Nucleation barrier for phase transformations in nanosized crystals

Abstract

The nucleus of a new phase is considered as an inclusion embedded into a small grain of a polycrystalline matrix. The calculation of the nucleation barrier of dilatational phase transformation in nanosized crystals is carried out based on the concepts of surface stress associated with phase equilibria suggested by Cahn and Larch\'e and the interface equilibrium given by Gurtin and Murdoch. As an example, the $\mathrm{fcc}\ensuremath{\rightarrow}\mathrm{bcc}$ allotropic transformation in Fe is calculated. By further addition of the shear energy using the Eshelby's shear energy equation, the nucleation barrier of martenstic transformation in nanosized crystals for Fe-30Ni alloy is calculated.
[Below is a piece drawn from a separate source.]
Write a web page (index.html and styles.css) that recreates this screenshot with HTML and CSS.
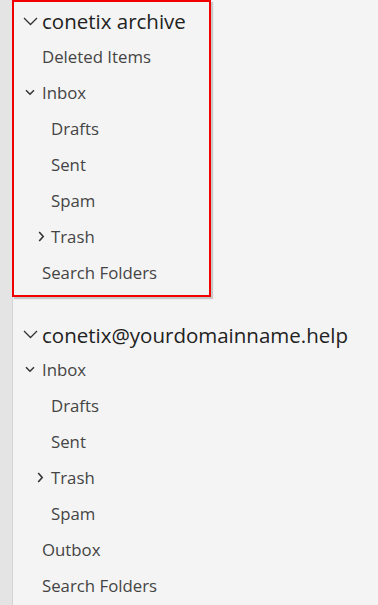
FILE: index.html
```html
<!DOCTYPE html>
<html>
<head>
<meta charset="utf-8">
<link rel="stylesheet" href="styles.css">
</head>
<body>
<div class="app">
  <div class="rail"></div>
  <div class="pane">
    <div class="group highlight">
      <div class="row account"><span class="chev"><svg width="15" height="9" viewBox="0 0 15 9"><path d="M1 1l6.5 6.5L14 1" fill="none" stroke="#333" stroke-width="1.3"/></svg></span><span>conetix archive</span></div>
      <div class="row l1"><span>Deleted Items</span></div>
      <div class="row l1"><span class="chev small"><svg width="10" height="7" viewBox="0 0 10 7"><path d="M1 1.2l4 4 4-4" fill="none" stroke="#333" stroke-width="1.5"/></svg></span><span>Inbox</span></div>
      <div class="row l2"><span>Drafts</span></div>
      <div class="row l2"><span>Sent</span></div>
      <div class="row l2"><span>Spam</span></div>
      <div class="row l2"><span class="chev right"><svg width="7" height="11" viewBox="0 0 7 11"><path d="M1.2 1l4 4.5-4 4.5" fill="none" stroke="#333" stroke-width="1.6"/></svg></span><span>Trash</span></div>
      <div class="row l1"><span>Search Folders</span></div>
    </div>
    <div class="group second">
      <div class="row account"><span class="chev"><svg width="15" height="9" viewBox="0 0 15 9"><path d="M1 1l6.5 6.5L14 1" fill="none" stroke="#333" stroke-width="1.3"/></svg></span><span>conetix@yourdomainname.help</span></div>
      <div class="row l1"><span class="chev small"><svg width="10" height="7" viewBox="0 0 10 7"><path d="M1 1.2l4 4 4-4" fill="none" stroke="#333" stroke-width="1.5"/></svg></span><span>Inbox</span></div>
      <div class="row l2"><span>Drafts</span></div>
      <div class="row l2"><span>Sent</span></div>
      <div class="row l2"><span class="chev right"><svg width="7" height="11" viewBox="0 0 7 11"><path d="M1.2 1l4 4.5-4 4.5" fill="none" stroke="#333" stroke-width="1.6"/></svg></span><span>Trash</span></div>
      <div class="row l2"><span>Spam</span></div>
      <div class="row l1"><span>Outbox</span></div>
      <div class="row l1"><span>Search Folders</span></div>
    </div>
  </div>
</div>
</body>
</html>
```
FILE: styles.css
```css
html, body { margin: 0; padding: 0; }
body {
  background: #f4f4f4;
  font-family: "Open Sans", "Noto Sans", sans-serif;
  color: #444;
  width: 378px;
  height: 605px;
  overflow: hidden;
}
.app { display: flex; height: 605px; }
.rail {
  width: 12px;
  flex: none;
  background: #e4e4e4;
  border-right: 1px solid #d4d4d4;
}
.pane { flex: 1; }
.group { display: flex; flex-direction: column; }
.highlight {
  margin-left: -1px;
  width: 195px;
  border: 2px solid #f20000;
  box-shadow: 2px 2px 1px rgba(0,0,0,0.18);
  padding-top: 1px;
  padding-bottom: 4px;
}
.second { margin-top: 20px; }
.row {
  box-sizing: border-box;
  height: 36px;
  padding-bottom: 2px;
  display: flex;
  align-items: center;
  font-size: 16.8px;
  white-space: nowrap;
  position: relative;
}
.account { font-size: 20.5px; color: #222; padding-bottom: 0; }
.second .account { height: 35px; }
.highlight .row { padding-left: 28px; }
.highlight .l2 { padding-left: 37px; }
.second .row { padding-left: 29px; }
.second .l2 { padding-left: 38px; }
.chev {
  position: absolute;
  display: flex;
  align-items: center;
}
.highlight .account .chev { left: 9px; }
.highlight .l1 .chev { left: 11px; }
.highlight .l2 .chev { left: 24px; }
.second .account .chev { left: 10px; }
.second .l1 .chev { left: 12px; }
.second .l2 .chev { left: 24px; }
.chev svg { display: block; }
```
The results indicate that the nucleation barrier and critical size of phase transformation in nanosized crystals are predominantly dependent on the strain energy, interphase boundary energy from phase transformation, and the grain size, however, the effect of grain size can be ignored when grain size is more than 100 nm. In the basis of these results, the different behavior of martenstic transformation between nanocrystals of Fe-Ni and NiTi alloys is reasonably explained. The factors influencing the nucleation barrier and critical sized of structural phase transformation in nanocrystals are discussed in detail.